Exclude images, then output the remaining data verbatim.
┄┄┄┄┄┄┄┄┄┄┄┄┄┄┄┄┄┄┄┄
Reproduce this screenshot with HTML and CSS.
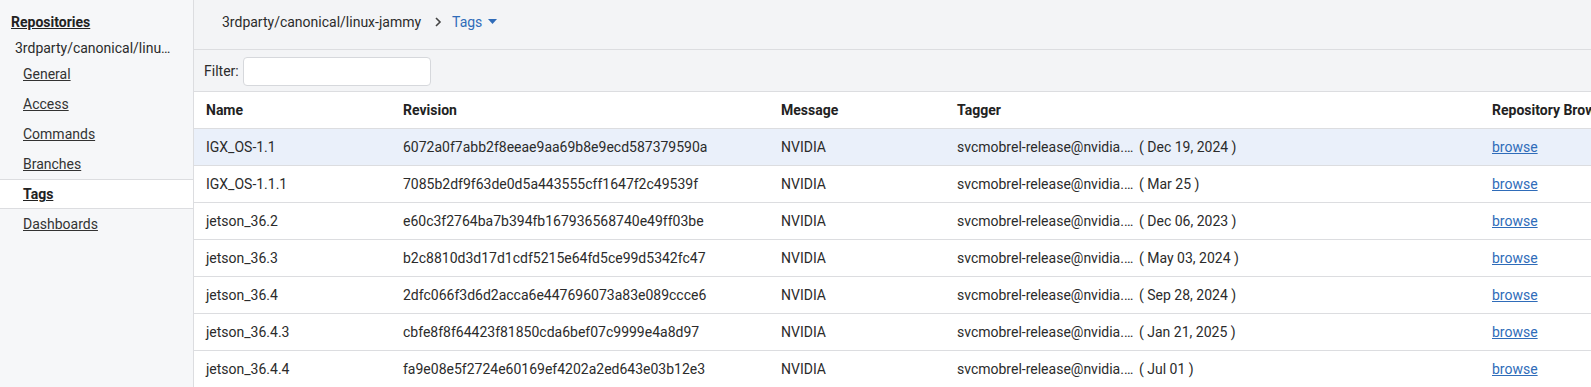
FILE: index.html
```html
<!DOCTYPE html>
<html lang="en">
  <head>
    <meta charset="UTF-8" />
    <title>linux-jammy - Tags</title>
    <link rel="stylesheet" href="styles.css">
  </head>
  <body>
    <div class="layout">
      <!-- Left navigation -->
      <aside class="sidebar">
        <a href="#" class="side-title">Repositories</a>
        <div class="side-repo">3rdparty/canonical/linux-jammy</div>
        <ul class="side-nav">
          <li><a href="#">General</a></li>
          <li><a href="#">Access</a></li>
          <li><a href="#">Commands</a></li>
          <li><a href="#">Branches</a></li>
          <li class="active"><a href="#">Tags</a></li>
          <li><a href="#">Dashboards</a></li>
        </ul>
      </aside>

      <main class="content">
        <div class="breadcrumb">
          <span class="crumb">3rdparty/canonical/linux-jammy</span>
          <svg class="crumb-sep" width="8" height="10" viewBox="0 0 8 10">
            <polyline points="2,1 6,5 2,9" fill="none" stroke="#444" stroke-width="1.6" />
          </svg>
          <a href="#" class="crumb-menu">Tags
            <svg width="9" height="5" viewBox="0 0 9 5"><polygon points="0,0 9,0 4.5,5" fill="#2f6cb9" /></svg>
          </a>
        </div>

        <div class="filter-bar">
          <label for="filter">Filter:</label>
          <input type="text" id="filter" />
        </div>

        <div class="table-wrap">
          <table class="tags">
            <colgroup>
              <col style="width: 197px" />
              <col style="width: 378px" />
              <col style="width: 176px" />
              <col style="width: 535px" />
              <col style="width: 240px" />
            </colgroup>
            <thead>
              <tr>
                <th>Name</th>
                <th>Revision</th>
                <th>Message</th>
                <th>Tagger</th>
                <th>Repository Browser</th>
              </tr>
            </thead>
            <tbody id="tagRows"></tbody>
          </table>
        </div>
      </main>
    </div>

    <script>
      const tags = [
        ["IGX_OS-1.1", "6072a0f7abb2f8eeae9aa69b8e9ecd587379590a", "Dec 19, 2024"],
        ["IGX_OS-1.1.1", "7085b2df9f63de0d5a443555cff1647f2c49539f", "Mar 25"],
        ["jetson_36.2", "e60c3f2764ba7b394fb167936568740e49ff03be", "Dec 06, 2023"],
        ["jetson_36.3", "b2c8810d3d17d1cdf5215e64fd5ce99d5342fc47", "May 03, 2024"],
        ["jetson_36.4", "2dfc066f3d6d2acca6e447696073a83e089ccce6", "Sep 28, 2024"],
        ["jetson_36.4.3", "cbfe8f8f64423f81850cda6bef07c9999e4a8d97", "Jan 21, 2025"],
        ["jetson_36.4.4", "fa9e08e5f2724e60169ef4202a2ed643e03b12e3", "Jul 01"],
      ];

      const tbody = document.getElementById("tagRows");
      tags.forEach(([name, rev, date], i) => {
        const tr = document.createElement("tr");
        if (i === 0) tr.className = "hover";
        tr.innerHTML =
          "<td>" + name + "</td>" +
          "<td>" + rev + "</td>" +
          "<td>NVIDIA</td>" +
          '<td><span class="tagger">svcmobrel-release@nvidia.com</span>' +
          '<span class="tag-date">( ' + date + " )</span></td>" +
          '<td><a href="#">browse</a></td>';
        tbody.appendChild(tr);
      });
    </script>
  </body>
</html>
```

FILE: styles.css
```css
html,
body {
  margin: 0;
  padding: 0;
  height: 100%;
  overflow: hidden;
}
body {
  font-family: Roboto, "Liberation Sans", sans-serif;
  font-size: 14px;
  color: #2b2b2b;
  background: #fff;
}
a {
  color: inherit;
}
.layout {
  display: flex;
  height: 100%;
}

/* sidebar */
.sidebar {
  flex: 0 0 193px;
  width: 193px;
  min-width: 0;
  background: #f6f7f9;
  border-right: 1px solid #dcdde0;
  padding-top: 12px;
}
.side-title {
  display: block;
  margin-left: 11px;
  line-height: 20px;
  font-weight: bold;
  color: #222;
}
.side-repo {
  margin: 6px 20px 1px 15px;
  line-height: 20px;
  white-space: nowrap;
  overflow: hidden;
  text-overflow: ellipsis;
  color: #2b2b2b;
}
.side-nav {
  list-style: none;
  margin: 0;
  padding: 0;
}
.side-nav li {
  line-height: 30px;
  padding-left: 23px;
}
.side-nav li a {
  color: #333;
}
.side-nav li.active {
  background: #fff;
  line-height: 28px;
  border-top: 1px solid #dcdde0;
  border-bottom: 1px solid #dcdde0;
}
.side-nav li.active a {
  font-weight: bold;
  color: #222;
}

/* main */
.content {
  flex: 1;
  min-width: 0;
  overflow: hidden;
}
.breadcrumb {
  display: flex;
  align-items: center;
  box-sizing: border-box;
  height: 50px;
  padding: 0 0 6px 28px;
  background: #f3f4f6;
  border-bottom: 1px solid #dcdde0;
}
.crumb {
  color: #2b2b2b;
}
.crumb-sep {
  margin: 0 10px 0 13px;
}
.crumb-menu {
  color: #2f6cb9;
  text-decoration: none;
  display: flex;
  align-items: center;
  gap: 6px;
}
.filter-bar {
  display: flex;
  align-items: center;
  gap: 4px;
  height: 41px;
  padding-left: 10px;
  background: #f3f4f6;
  border-bottom: 1px solid #dcdde0;
}
.filter-bar label {
  color: #2b2b2b;
}
.filter-bar input {
  width: 188px;
  height: 29px;
  box-sizing: border-box;
  border: 1px solid #d6d8dc;
  border-radius: 4px;
  background: #fff;
  margin: 1px 0 0;
}

/* table */
.tags {
  border-collapse: collapse;
  table-layout: fixed;
  width: 1526px;
}
.tags th,
.tags td {
  height: 36px;
  padding: 0 0 0 12px;
  text-align: left;
  border-bottom: 1px solid #dcdde0;
  white-space: nowrap;
  overflow: hidden;
}
.tags th {
  font-weight: bold;
  color: #222;
}
.tags tr.hover td {
  background: #eaf0fa;
}
.tagger {
  display: inline-block;
  vertical-align: top;
  max-width: 177px;
  overflow: hidden;
  text-overflow: ellipsis;
}
.tag-date {
  margin-left: 5px;
}
.tags td a {
  color: #2f6cb9;
}
```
┄┄┄┄┄┄┄┄┄┄┄┄┄┄┄┄┄┄┄┄
◆ Solution below
Reproduce this screenshot with HTML and CSS.
FILE: index.html
```html
<!DOCTYPE html>
<html lang="en">
  <head>
    <meta charset="UTF-8" />
    <title>linux-jammy - Tags</title>
    <link rel="stylesheet" href="styles.css">
  </head>
  <body>
    <div class="layout">
      <!-- Left navigation -->
      <aside class="sidebar">
        <a href="#" class="side-title">Repositories</a>
        <div class="side-repo">3rdparty/canonical/linux-jammy</div>
        <ul class="side-nav">
          <li><a href="#">General</a></li>
          <li><a href="#">Access</a></li>
          <li><a href="#">Commands</a></li>
          <li><a href="#">Branches</a></li>
          <li class="active"><a href="#">Tags</a></li>
          <li><a href="#">Dashboards</a></li>
        </ul>
      </aside>

      <main class="content">
        <div class="breadcrumb">
          <span class="crumb">3rdparty/canonical/linux-jammy</span>
          <svg class="crumb-sep" width="8" height="10" viewBox="0 0 8 10">
            <polyline points="2,1 6,5 2,9" fill="none" stroke="#444" stroke-width="1.6" />
          </svg>
          <a href="#" class="crumb-menu">Tags
            <svg width="9" height="5" viewBox="0 0 9 5"><polygon points="0,0 9,0 4.5,5" fill="#2f6cb9" /></svg>
          </a>
        </div>

        <div class="filter-bar">
          <label for="filter">Filter:</label>
          <input type="text" id="filter" />
        </div>

        <div class="table-wrap">
          <table class="tags">
            <colgroup>
              <col style="width: 197px" />
              <col style="width: 378px" />
              <col style="width: 176px" />
              <col style="width: 535px" />
              <col style="width: 240px" />
            </colgroup>
            <thead>
              <tr>
                <th>Name</th>
                <th>Revision</th>
                <th>Message</th>
                <th>Tagger</th>
                <th>Repository Browser</th>
              </tr>
            </thead>
            <tbody id="tagRows"></tbody>
          </table>
        </div>
      </main>
    </div>

    <script>
      const tags = [
        ["IGX_OS-1.1", "6072a0f7abb2f8eeae9aa69b8e9ecd587379590a", "Dec 19, 2024"],
        ["IGX_OS-1.1.1", "7085b2df9f63de0d5a443555cff1647f2c49539f", "Mar 25"],
        ["jetson_36.2", "e60c3f2764ba7b394fb167936568740e49ff03be", "Dec 06, 2023"],
        ["jetson_36.3", "b2c8810d3d17d1cdf5215e64fd5ce99d5342fc47", "May 03, 2024"],
        ["jetson_36.4", "2dfc066f3d6d2acca6e447696073a83e089ccce6", "Sep 28, 2024"],
        ["jetson_36.4.3", "cbfe8f8f64423f81850cda6bef07c9999e4a8d97", "Jan 21, 2025"],
        ["jetson_36.4.4", "fa9e08e5f2724e60169ef4202a2ed643e03b12e3", "Jul 01"],
      ];

      const tbody = document.getElementById("tagRows");
      tags.forEach(([name, rev, date], i) => {
        const tr = document.createElement("tr");
        if (i === 0) tr.className = "hover";
        tr.innerHTML =
          "<td>" + name + "</td>" +
          "<td>" + rev + "</td>" +
          "<td>NVIDIA</td>" +
          '<td><span class="tagger">svcmobrel-release@nvidia.com</span>' +
          '<span class="tag-date">( ' + date + " )</span></td>" +
          '<td><a href="#">browse</a></td>';
        tbody.appendChild(tr);
      });
    </script>
  </body>
</html>
```

FILE: styles.css
```css
html,
body {
  margin: 0;
  padding: 0;
  height: 100%;
  overflow: hidden;
}
body {
  font-family: Roboto, "Liberation Sans", sans-serif;
  font-size: 14px;
  color: #2b2b2b;
  background: #fff;
}
a {
  color: inherit;
}
.layout {
  display: flex;
  height: 100%;
}

/* sidebar */
.sidebar {
  flex: 0 0 193px;
  width: 193px;
  min-width: 0;
  background: #f6f7f9;
  border-right: 1px solid #dcdde0;
  padding-top: 12px;
}
.side-title {
  display: block;
  margin-left: 11px;
  line-height: 20px;
  font-weight: bold;
  color: #222;
}
.side-repo {
  margin: 6px 20px 1px 15px;
  line-height: 20px;
  white-space: nowrap;
  overflow: hidden;
  text-overflow: ellipsis;
  color: #2b2b2b;
}
.side-nav {
  list-style: none;
  margin: 0;
  padding: 0;
}
.side-nav li {
  line-height: 30px;
  padding-left: 23px;
}
.side-nav li a {
  color: #333;
}
.side-nav li.active {
  background: #fff;
  line-height: 28px;
  border-top: 1px solid #dcdde0;
  border-bottom: 1px solid #dcdde0;
}
.side-nav li.active a {
  font-weight: bold;
  color: #222;
}

/* main */
.content {
  flex: 1;
  min-width: 0;
  overflow: hidden;
}
.breadcrumb {
  display: flex;
  align-items: center;
  box-sizing: border-box;
  height: 50px;
  padding: 0 0 6px 28px;
  background: #f3f4f6;
  border-bottom: 1px solid #dcdde0;
}
.crumb {
  color: #2b2b2b;
}
.crumb-sep {
  margin: 0 10px 0 13px;
}
.crumb-menu {
  color: #2f6cb9;
  text-decoration: none;
  display: flex;
  align-items: center;
  gap: 6px;
}
.filter-bar {
  display: flex;
  align-items: center;
  gap: 4px;
  height: 41px;
  padding-left: 10px;
  background: #f3f4f6;
  border-bottom: 1px solid #dcdde0;
}
.filter-bar label {
  color: #2b2b2b;
}
.filter-bar input {
  width: 188px;
  height: 29px;
  box-sizing: border-box;
  border: 1px solid #d6d8dc;
  border-radius: 4px;
  background: #fff;
  margin: 1px 0 0;
}

/* table */
.tags {
  border-collapse: collapse;
  table-layout: fixed;
  width: 1526px;
}
.tags th,
.tags td {
  height: 36px;
  padding: 0 0 0 12px;
  text-align: left;
  border-bottom: 1px solid #dcdde0;
  white-space: nowrap;
  overflow: hidden;
}
.tags th {
  font-weight: bold;
  color: #222;
}
.tags tr.hover td {
  background: #eaf0fa;
}
.tagger {
  display: inline-block;
  vertical-align: top;
  max-width: 177px;
  overflow: hidden;
  text-overflow: ellipsis;
}
.tag-date {
  margin-left: 5px;
}
.tags td a {
  color: #2f6cb9;
}
```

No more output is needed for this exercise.